• **Short task**:
Scan the material and copy every line in which "this" appears.

-------- Records to process --------

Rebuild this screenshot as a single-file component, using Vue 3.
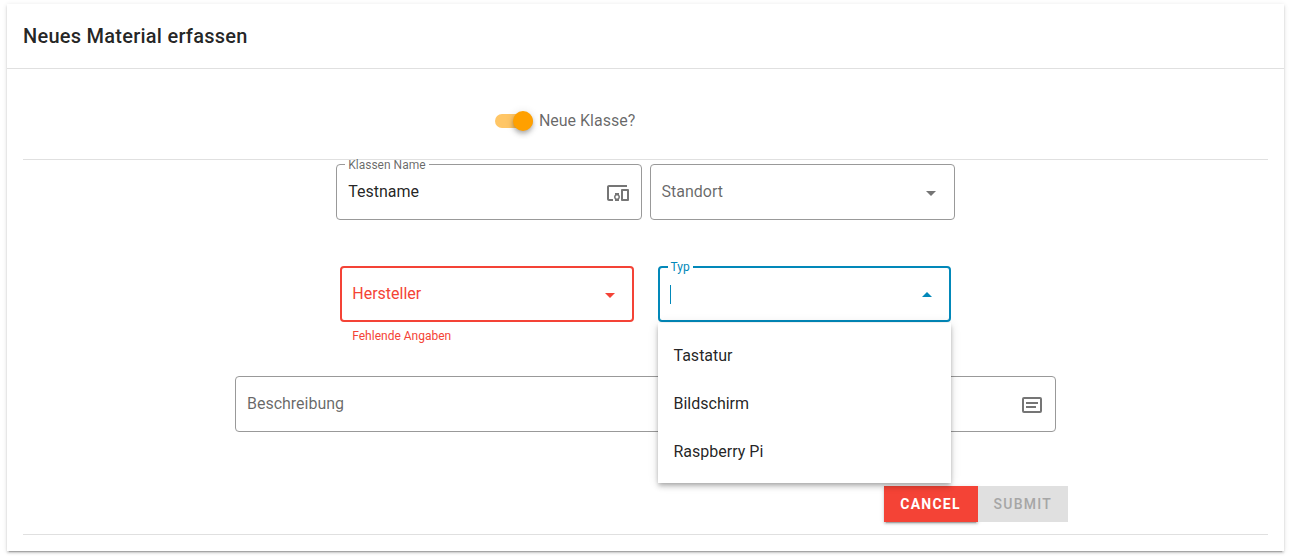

--------
-------- Records to process --------

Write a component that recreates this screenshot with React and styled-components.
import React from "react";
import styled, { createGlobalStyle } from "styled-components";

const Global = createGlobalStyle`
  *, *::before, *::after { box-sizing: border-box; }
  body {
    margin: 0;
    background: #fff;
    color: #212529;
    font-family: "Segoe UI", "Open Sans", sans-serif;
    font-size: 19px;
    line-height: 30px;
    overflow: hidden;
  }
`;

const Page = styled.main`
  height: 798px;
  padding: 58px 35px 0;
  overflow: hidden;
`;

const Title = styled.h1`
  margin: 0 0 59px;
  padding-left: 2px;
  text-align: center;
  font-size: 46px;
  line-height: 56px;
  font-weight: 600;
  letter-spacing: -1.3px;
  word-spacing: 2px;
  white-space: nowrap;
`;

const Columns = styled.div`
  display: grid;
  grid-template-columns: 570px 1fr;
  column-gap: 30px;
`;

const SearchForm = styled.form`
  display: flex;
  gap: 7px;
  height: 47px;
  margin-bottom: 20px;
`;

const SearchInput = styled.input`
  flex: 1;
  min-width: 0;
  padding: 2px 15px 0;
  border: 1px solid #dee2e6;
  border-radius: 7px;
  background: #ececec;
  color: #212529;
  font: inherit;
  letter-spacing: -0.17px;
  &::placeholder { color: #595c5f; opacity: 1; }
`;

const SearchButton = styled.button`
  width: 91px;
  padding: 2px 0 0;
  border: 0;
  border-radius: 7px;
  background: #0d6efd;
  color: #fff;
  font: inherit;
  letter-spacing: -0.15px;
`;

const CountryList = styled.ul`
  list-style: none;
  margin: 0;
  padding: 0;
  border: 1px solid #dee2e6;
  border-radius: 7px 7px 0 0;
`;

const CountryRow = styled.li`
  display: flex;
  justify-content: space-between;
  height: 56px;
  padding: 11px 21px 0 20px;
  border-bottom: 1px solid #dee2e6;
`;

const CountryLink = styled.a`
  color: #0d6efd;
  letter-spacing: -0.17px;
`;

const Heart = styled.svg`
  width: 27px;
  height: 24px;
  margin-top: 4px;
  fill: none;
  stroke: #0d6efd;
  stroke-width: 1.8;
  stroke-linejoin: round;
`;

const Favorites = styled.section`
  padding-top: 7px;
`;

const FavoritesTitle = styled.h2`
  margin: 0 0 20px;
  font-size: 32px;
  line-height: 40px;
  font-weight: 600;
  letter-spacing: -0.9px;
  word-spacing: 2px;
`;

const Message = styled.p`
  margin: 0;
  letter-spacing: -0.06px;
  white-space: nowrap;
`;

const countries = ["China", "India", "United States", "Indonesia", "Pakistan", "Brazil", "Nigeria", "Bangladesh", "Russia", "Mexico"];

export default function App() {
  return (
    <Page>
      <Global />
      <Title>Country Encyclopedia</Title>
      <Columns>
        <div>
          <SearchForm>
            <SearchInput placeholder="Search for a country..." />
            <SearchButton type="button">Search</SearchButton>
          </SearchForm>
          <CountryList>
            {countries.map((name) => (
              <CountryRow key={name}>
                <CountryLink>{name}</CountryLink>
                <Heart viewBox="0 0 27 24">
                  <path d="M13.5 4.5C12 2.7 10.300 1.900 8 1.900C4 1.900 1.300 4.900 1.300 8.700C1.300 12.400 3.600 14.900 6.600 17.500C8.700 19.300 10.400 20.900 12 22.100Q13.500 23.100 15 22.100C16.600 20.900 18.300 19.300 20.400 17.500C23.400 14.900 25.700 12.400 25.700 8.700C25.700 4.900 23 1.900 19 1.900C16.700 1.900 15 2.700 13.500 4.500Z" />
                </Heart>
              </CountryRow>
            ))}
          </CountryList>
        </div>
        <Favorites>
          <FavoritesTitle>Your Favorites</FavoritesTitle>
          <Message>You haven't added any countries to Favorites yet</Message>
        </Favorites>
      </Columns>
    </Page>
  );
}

--------

• **Full output**:
Rebuild this screenshot as a single-file component, using Vue 3.
Write a component that recreates this screenshot with React and styled-components.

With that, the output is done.